The eight category is ego-boosting. Let’s say you’re feeling low — you did badly in your Sexuality Studies exam — so you have sex to make yourself feel better. Perhaps you’ve been dumped, and as the expression goes, the best way to get over one man is to get under another. Either way, sex as an ego-boost can be tricky. After all, there’s another person involved.
Unlike pleasure, love, or adventure, the ninth category is not harmless, but involves deception and coercion. If I told young Peter in the blue sweatshirt that the only way he would pass this course was by sleeping with the lecturer, that would be an example of coercion. Don’t worry, Peter! Coercion is illegal, and rightly so.
Deception is trickier. If you lie to someone to obtain their sexual consent, consent has been obtained under false pretences. For example, you say you drive a lovely new Lexus, but in fact catch the bus. Is that so big a lie that consent may be withdrawn? What if you meet a young woman who tells you she is eighteen, but is in fact fifteen? Or if you pretend to be single, separated or divorced, but are in fact married? Across much of the world, using deception to sleep with someone is illegal and the resultant sex is defined as rape. My advice? Be straightforward in your sexual dealings, both for your own sake and for the sake of your partners.

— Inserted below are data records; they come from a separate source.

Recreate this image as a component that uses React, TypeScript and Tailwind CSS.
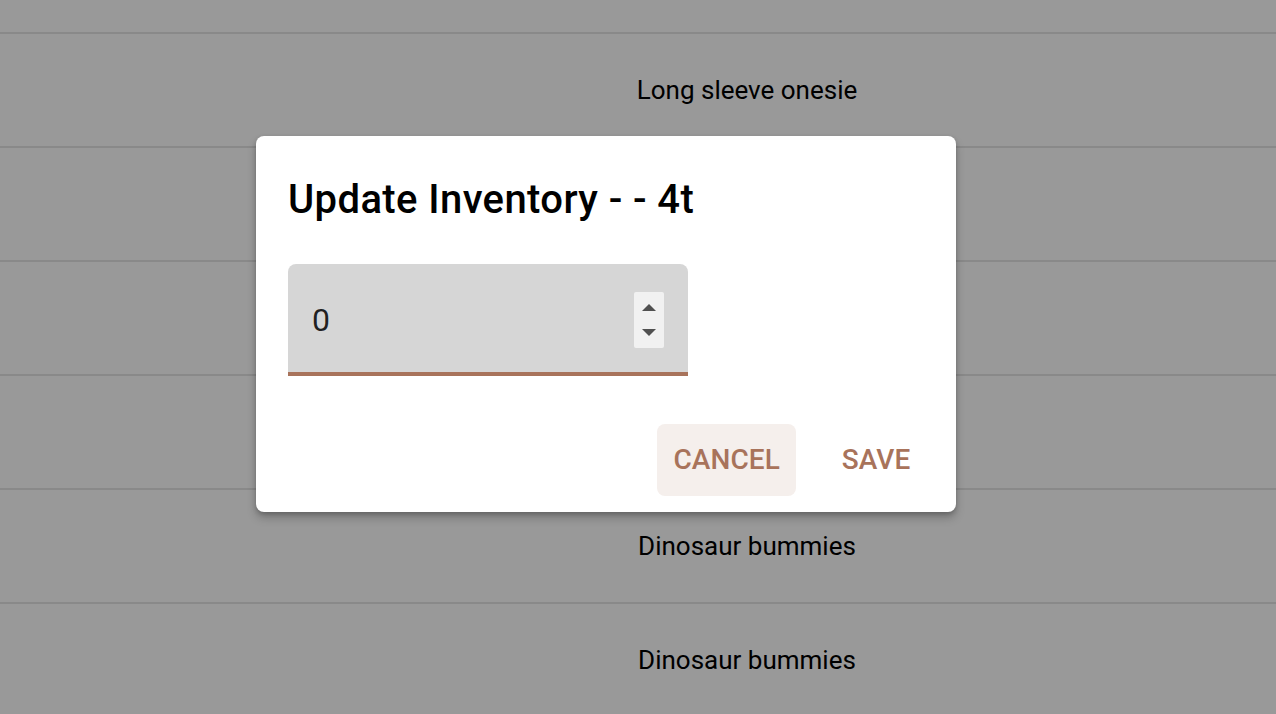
const rows = ['Long sleeve onesie', '', '', '', 'Dinosaur bummies', 'Dinosaur bummies'];

function Spinner() {
  return (
    <div className="mt-1 flex h-[56px] w-[30px] flex-col items-center justify-center gap-[18px] rounded-[2px] bg-[#f1f1f1]">
      <svg width="14" height="7" viewBox="0 0 14 7"><path d="M7 0 L14 7 L0 7 Z" fill="#505050" /></svg>
      <svg width="14" height="7" viewBox="0 0 14 7"><path d="M0 0 L14 0 L7 7 Z" fill="#505050" /></svg>
    </div>
  );
}

export default function App() {
  return (
    <div className="relative h-[714px] w-[1276px] overflow-hidden bg-white" style={{ fontFamily: 'Roboto, "Liberation Sans", sans-serif' }}>
      <div className="flex flex-col">
        <div className="h-[32px]" />
        {rows.map((label, i) => (
          <div key={i} className="flex h-[114px] items-center justify-center border-t-2 border-[#e4e4e4] pl-[218px] text-[26px] text-black">
            {label}
          </div>
        ))}
      </div>

      <div className="absolute inset-0 bg-black/40" />

      <div className="absolute left-[256px] top-[136px] flex w-[700px] flex-col rounded-[8px] bg-white shadow-[0_6px_10px_rgba(0,0,0,0.22),0_2px_4px_rgba(0,0,0,0.18)]">
        <h2 className="px-8 pt-8 text-[40px] font-medium leading-[64px] tracking-[0.4px] text-black">
          Update Inventory - - 4t
        </h2>
        <div className="px-8 pt-8 pb-8">
          <div className="flex h-[112px] w-[400px] items-center justify-between rounded-t-[8px] border-b-4 border-[#a8735b] bg-[#d6d6d6] pl-6 pr-6">
            <span className="pt-1 text-[32px] text-black/85">0</span>
            <Spinner />
          </div>
        </div>
        <div className="flex items-center justify-end gap-4 p-4">
          <button className="h-[72px] min-w-[128px] rounded-[8px] bg-[#f5efec] px-4 text-[28px] font-medium uppercase tracking-[0.1px] text-[#a8735b]">
            Cancel
          </button>
          <button className="h-[72px] min-w-[128px] rounded-[8px] px-4 text-[28px] font-medium uppercase tracking-[0.1px] text-[#a8735b]">
            Save
          </button>
        </div>
      </div>
    </div>
  );
}
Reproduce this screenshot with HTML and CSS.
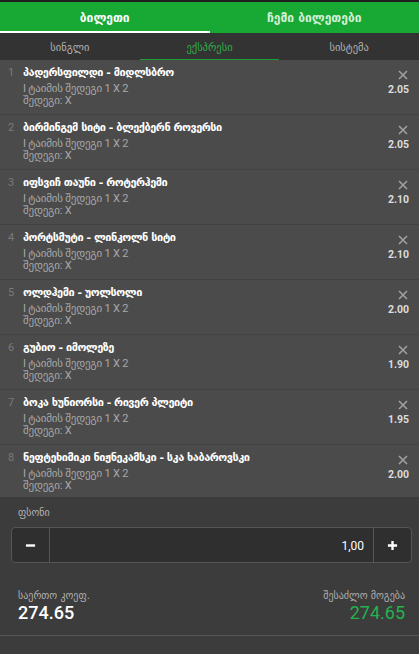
FILE: index.html
```html
<!DOCTYPE html>
<html lang="ka">
<head>
<meta charset="utf-8">
<title>ბილეთი</title>
<link rel="stylesheet" href="styles.css">
</head>
<body>
<div class="app">
  <div class="topbar">
    <div class="tab active">ბილეთი</div>
    <div class="tab">ჩემი ბილეთები</div>
  </div>
  <div class="subtabs">
    <div class="subtab">სინგლი</div>
    <div class="subtab active">ექსპრესი</div>
    <div class="subtab">სისტემა</div>
  </div>
  <div class="list">
    <div class="item">
      <div class="num">1</div>
      <div class="info">
        <div class="title">პადერსფილდი - მიდლსბრო</div>
        <div class="sub first">I ტაიმის შედეგი 1 X 2</div>
        <div class="sub">შედეგი: X</div>
      </div>
      <div class="side">
        <svg class="close" viewBox="0 0 10 10"><path d="M1 1L9 9M9 1L1 9"/></svg>
        <div class="odds">2.05</div>
      </div>
    </div>
    <div class="item">
      <div class="num">2</div>
      <div class="info">
        <div class="title">ბირმინგემ სიტი - ბლექბერნ როვერსი</div>
        <div class="sub first">I ტაიმის შედეგი 1 X 2</div>
        <div class="sub">შედეგი: X</div>
      </div>
      <div class="side">
        <svg class="close" viewBox="0 0 10 10"><path d="M1 1L9 9M9 1L1 9"/></svg>
        <div class="odds">2.05</div>
      </div>
    </div>
    <div class="item">
      <div class="num">3</div>
      <div class="info">
        <div class="title">იფსვიჩ თაუნი - როტერჰემი</div>
        <div class="sub first">I ტაიმის შედეგი 1 X 2</div>
        <div class="sub">შედეგი: X</div>
      </div>
      <div class="side">
        <svg class="close" viewBox="0 0 10 10"><path d="M1 1L9 9M9 1L1 9"/></svg>
        <div class="odds">2.10</div>
      </div>
    </div>
    <div class="item">
      <div class="num">4</div>
      <div class="info">
        <div class="title">პორტსმუტი - ლინკოლნ სიტი</div>
        <div class="sub first">I ტაიმის შედეგი 1 X 2</div>
        <div class="sub">შედეგი: X</div>
      </div>
      <div class="side">
        <svg class="close" viewBox="0 0 10 10"><path d="M1 1L9 9M9 1L1 9"/></svg>
        <div class="odds">2.10</div>
      </div>
    </div>
    <div class="item">
      <div class="num">5</div>
      <div class="info">
        <div class="title">ოლდჰემი - უოლსოლი</div>
        <div class="sub first">I ტაიმის შედეგი 1 X 2</div>
        <div class="sub">შედეგი: X</div>
      </div>
      <div class="side">
        <svg class="close" viewBox="0 0 10 10"><path d="M1 1L9 9M9 1L1 9"/></svg>
        <div class="odds">2.00</div>
      </div>
    </div>
    <div class="item">
      <div class="num">6</div>
      <div class="info">
        <div class="title">გუბიო - იმოლეზე</div>
        <div class="sub first">I ტაიმის შედეგი 1 X 2</div>
        <div class="sub">შედეგი: X</div>
      </div>
      <div class="side">
        <svg class="close" viewBox="0 0 10 10"><path d="M1 1L9 9M9 1L1 9"/></svg>
        <div class="odds">1.90</div>
      </div>
    </div>
    <div class="item">
      <div class="num">7</div>
      <div class="info">
        <div class="title">ბოკა ხუნიორსი - რივერ პლეიტი</div>
        <div class="sub first">I ტაიმის შედეგი 1 X 2</div>
        <div class="sub">შედეგი: X</div>
      </div>
      <div class="side">
        <svg class="close" viewBox="0 0 10 10"><path d="M1 1L9 9M9 1L1 9"/></svg>
        <div class="odds">1.95</div>
      </div>
    </div>
    <div class="item last">
      <div class="num">8</div>
      <div class="info">
        <div class="title">ნეფტეხიმიკი ნიჟნეკამსკი - სკა ხაბაროვსკი</div>
        <div class="sub first">I ტაიმის შედეგი 1 X 2</div>
        <div class="sub">შედეგი: X</div>
      </div>
      <div class="side">
        <svg class="close" viewBox="0 0 10 10"><path d="M1 1L9 9M9 1L1 9"/></svg>
        <div class="odds">2.00</div>
      </div>
    </div>
  </div>
  <div class="stake">
    <div class="stake-label">ფსონი</div>
    <div class="stake-input">
      <div class="btn"><svg viewBox="0 0 12 12"><path d="M1 6H11"/></svg></div>
      <div class="value">1,00</div>
      <div class="btn"><svg viewBox="0 0 12 12"><path d="M1 6H11M6 1V11"/></svg></div>
    </div>
  </div>
  <div class="totals">
    <div class="total">
      <div class="total-label">საერთო კოეფ.</div>
      <div class="total-value">274.65</div>
    </div>
    <div class="total right">
      <div class="total-label">შესაძლო მოგება</div>
      <div class="total-value green">274.65</div>
    </div>
  </div>
</div>
</body>
</html>
```

FILE: styles.css
```css
* { box-sizing: border-box; }
html, body { margin: 0; padding: 0; }
body {
  background: #3c3c3c;
  font-family: Roboto, "DejaVu Sans", sans-serif;
  color: #fff;
}
.app { width: 419px; min-height: 654px; background: #3c3c3c; }

.topbar {
  display: flex;
  background: #18a935;
  border-top: 2px solid #1f1f1f;
  height: 33px;
}
.tab {
  flex: 1;
  display: flex;
  align-items: center;
  justify-content: center;
  font-family: "DejaVu Sans", sans-serif;
  font-size: 12px;
  font-weight: bold;
  color: #d6f0d9;
  border-bottom: 2px solid transparent;
  padding-top: 2px;
}
.tab.active { color: #fff; border-bottom-color: #fff; }

.subtabs {
  display: flex;
  background: #333333;
  height: 27px;
}
.subtab {
  flex: 1;
  display: flex;
  align-items: center;
  justify-content: center;
  font-family: "DejaVu Sans", sans-serif;
  font-size: 10.5px;
  color: #b4b4b4;
  border-bottom: 1px solid transparent;
  padding-top: 1px;
}
.subtab.active { color: #2fb044; border-bottom-color: #1f9c35; }

.list { background: #4b4b4b; }
.item {
  display: flex;
  padding: 5px 10px 7px 0;
  border-bottom: 1px solid #424242;
}
.item.last { border-bottom: none; padding-bottom: 5px; }
.num {
  width: 23px;
  padding-left: 8px;
  font-size: 11px;
  line-height: 16px;
  color: #7a7a7a;
}
.info { flex: 1; min-width: 0; }
.title {
  font-family: "DejaVu Sans", sans-serif;
  font-size: 11px;
  font-weight: bold;
  line-height: 16px;
  letter-spacing: -0.5px;
  color: #fff;
  white-space: nowrap;
}
.sub {
  font-family: Roboto, "DejaVu Sans", sans-serif;
  font-size: 11px;
  line-height: 12px;
  letter-spacing: -0.2px;
  color: #a8a8a8;
}
.sub.first { margin-top: 2px; }
.side {
  display: flex;
  flex-direction: column;
  align-items: flex-end;
  padding-top: 5px;
}
.close {
  width: 10px;
  height: 10px;
  margin-right: 1px;
  stroke: #a0a0a0;
  stroke-width: 1.6;
  fill: none;
}
.odds {
  margin-top: 3px;
  font-size: 10.5px;
  font-weight: bold;
  color: #dcdcdc;
  line-height: 13px;
}

.stake {
  padding: 9px 7px 0 11px;
}
.stake-label {
  font-family: "DejaVu Sans", sans-serif;
  font-size: 10px;
  color: #b0b0b0;
  padding-left: 7px;
  line-height: 14px;
}
.stake-input {
  display: flex;
  margin-top: 7px;
  height: 36px;
  border: 1px solid #555;
  border-radius: 4px;
  background: #2f2f2f;
}
.btn {
  width: 38px;
  display: flex;
  align-items: center;
  justify-content: center;
}
.btn:first-child { border-right: 1px solid #555; }
.btn:last-child { border-left: 1px solid #555; }
.btn svg {
  width: 11px;
  height: 11px;
  stroke: #fff;
  stroke-width: 2.6;
  fill: none;
}
.value {
  flex: 1;
  display: flex;
  align-items: center;
  justify-content: flex-end;
  padding-right: 9px;
  font-size: 12px;
  color: #fff;
  padding-top: 2px;
}

.totals {
  display: flex;
  justify-content: space-between;
  padding: 26px 14px 12px 18px;
  border-bottom: 1px solid #555;
}
.total.right { text-align: right; }
.total-label {
  font-family: "DejaVu Sans", sans-serif;
  font-size: 10px;
  color: #b0b0b0;
  line-height: 14px;
}
.total-value {
  font-size: 18px;
  line-height: 20px;
  color: #fff;
  font-weight: 500;
}
.total-value.green { color: #22b34f; font-weight: 400; }
```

As I said at the outset, there are 237 different reasons why women have sex. Let’s briefly look at some of the others. Boredom is a common reason, as is celebrating an occasion. But some of the reasons women gave Meston and Buss may seem rather strange: wanting to relieve menstrual cramps; as a dare; as self-punishment; to feel healthy; or to feel closer to God!
As you go out in the world, my young students, you would be wise to remember that sex can be complicated, just as people are complicated. It is therefore advisable that you approach people and sexuality alike with an open mind. Well, look at the time! Please read chapters one to eight before our next lecture, and enjoy your time here at the University of Life. Good day!